As we move forward to actually start implementing cloud computing, we can now actually start to find out what companies want when they use cloud ‘machines’ — even if those machines are actually Virtual Machines (VMs) supplied over a web connection from a data center.

This thread for customer use case specifics is now allowing us to build industry-specific clouds. So let’s define what we mean in clear terms.

We already have optimized clouds.

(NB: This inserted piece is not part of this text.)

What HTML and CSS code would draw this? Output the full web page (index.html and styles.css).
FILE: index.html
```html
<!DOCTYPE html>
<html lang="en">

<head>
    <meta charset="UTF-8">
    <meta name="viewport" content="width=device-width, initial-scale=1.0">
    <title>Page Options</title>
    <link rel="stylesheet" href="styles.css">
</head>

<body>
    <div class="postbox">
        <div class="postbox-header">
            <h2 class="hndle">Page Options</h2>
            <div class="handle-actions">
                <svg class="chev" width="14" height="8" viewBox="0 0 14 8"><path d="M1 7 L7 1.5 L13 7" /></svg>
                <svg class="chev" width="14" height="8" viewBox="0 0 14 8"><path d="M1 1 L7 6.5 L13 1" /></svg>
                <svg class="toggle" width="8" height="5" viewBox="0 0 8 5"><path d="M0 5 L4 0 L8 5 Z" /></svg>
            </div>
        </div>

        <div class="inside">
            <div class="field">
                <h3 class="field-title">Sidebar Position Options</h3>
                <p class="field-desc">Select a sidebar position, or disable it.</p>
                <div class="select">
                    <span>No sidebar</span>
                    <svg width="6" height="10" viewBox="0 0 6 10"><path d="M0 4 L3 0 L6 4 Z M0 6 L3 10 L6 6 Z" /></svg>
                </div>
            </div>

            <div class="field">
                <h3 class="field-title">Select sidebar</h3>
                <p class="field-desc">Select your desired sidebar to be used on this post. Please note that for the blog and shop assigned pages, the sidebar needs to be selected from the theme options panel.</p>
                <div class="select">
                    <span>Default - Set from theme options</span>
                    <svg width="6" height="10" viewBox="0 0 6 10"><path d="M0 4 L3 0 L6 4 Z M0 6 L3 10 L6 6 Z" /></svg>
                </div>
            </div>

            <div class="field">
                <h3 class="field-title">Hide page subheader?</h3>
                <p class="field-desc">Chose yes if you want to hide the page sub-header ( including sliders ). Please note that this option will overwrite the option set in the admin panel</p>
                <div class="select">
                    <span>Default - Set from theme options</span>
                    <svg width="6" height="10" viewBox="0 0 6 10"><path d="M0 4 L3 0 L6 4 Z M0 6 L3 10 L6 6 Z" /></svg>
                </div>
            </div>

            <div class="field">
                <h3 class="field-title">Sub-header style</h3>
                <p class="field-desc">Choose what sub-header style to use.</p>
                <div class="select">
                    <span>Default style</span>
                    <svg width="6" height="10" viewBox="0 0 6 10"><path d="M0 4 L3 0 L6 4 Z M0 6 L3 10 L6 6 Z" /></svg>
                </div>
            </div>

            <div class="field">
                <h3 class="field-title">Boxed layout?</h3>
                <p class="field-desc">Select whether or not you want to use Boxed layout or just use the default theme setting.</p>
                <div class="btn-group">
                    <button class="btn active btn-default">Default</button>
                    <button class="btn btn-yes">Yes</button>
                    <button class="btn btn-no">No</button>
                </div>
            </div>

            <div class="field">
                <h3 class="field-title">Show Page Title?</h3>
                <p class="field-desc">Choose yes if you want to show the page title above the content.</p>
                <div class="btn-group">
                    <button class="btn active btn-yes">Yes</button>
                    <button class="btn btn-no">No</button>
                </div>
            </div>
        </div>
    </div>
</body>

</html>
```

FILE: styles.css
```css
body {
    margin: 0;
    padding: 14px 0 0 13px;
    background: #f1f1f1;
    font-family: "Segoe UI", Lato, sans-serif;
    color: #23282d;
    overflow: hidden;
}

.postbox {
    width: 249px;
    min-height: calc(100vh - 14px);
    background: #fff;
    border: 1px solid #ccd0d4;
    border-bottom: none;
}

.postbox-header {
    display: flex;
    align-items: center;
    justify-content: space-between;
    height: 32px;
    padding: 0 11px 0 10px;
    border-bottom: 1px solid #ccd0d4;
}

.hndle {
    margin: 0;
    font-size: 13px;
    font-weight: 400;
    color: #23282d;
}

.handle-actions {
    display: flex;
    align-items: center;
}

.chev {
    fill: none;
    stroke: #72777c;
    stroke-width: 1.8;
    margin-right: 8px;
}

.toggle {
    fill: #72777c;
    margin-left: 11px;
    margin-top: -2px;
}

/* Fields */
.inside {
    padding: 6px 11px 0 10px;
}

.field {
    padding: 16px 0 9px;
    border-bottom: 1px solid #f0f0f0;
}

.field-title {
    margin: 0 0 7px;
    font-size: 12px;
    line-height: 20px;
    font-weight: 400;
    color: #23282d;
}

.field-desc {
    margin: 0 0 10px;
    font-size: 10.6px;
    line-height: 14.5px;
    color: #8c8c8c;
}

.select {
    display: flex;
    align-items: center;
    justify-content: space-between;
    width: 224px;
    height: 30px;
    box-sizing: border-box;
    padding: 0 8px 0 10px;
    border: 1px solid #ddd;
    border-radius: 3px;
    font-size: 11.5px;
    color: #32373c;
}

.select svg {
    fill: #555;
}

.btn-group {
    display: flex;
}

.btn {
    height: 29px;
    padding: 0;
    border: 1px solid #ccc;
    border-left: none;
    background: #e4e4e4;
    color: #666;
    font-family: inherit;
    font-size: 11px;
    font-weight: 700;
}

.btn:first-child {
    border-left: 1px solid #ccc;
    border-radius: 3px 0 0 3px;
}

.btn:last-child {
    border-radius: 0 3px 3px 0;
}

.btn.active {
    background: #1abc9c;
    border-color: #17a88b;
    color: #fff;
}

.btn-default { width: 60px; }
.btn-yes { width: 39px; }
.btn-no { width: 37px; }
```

These are instances of cloud that have been engineered to be delivered with specific ramped-up tuning for extra storage memory, extra Input/Output transactional ability, extra fast processing power or perhaps wider big data analytics functions.

An industry-specific cloud is also an optimized cloud in the sense of its core tuning, only more so.

Optimized and customized

An industry-specific cloud is a cloud that has been both optimized and customized to fit the typical nuances and specific needs that customers will experience in day-to-day operations inside any given industry vertical from farming to fashion to food processing, fishing, funeral services, forestry and finance — and that’s just the F industries.

So an application-specific cloud is one that is engineered to be delivered with specific performance optimizations, but also with customized functions that are tuned to specific operational, legal, regulatory, commercial (and perhaps even ethical) considerations that are found in a customer’s vertical space.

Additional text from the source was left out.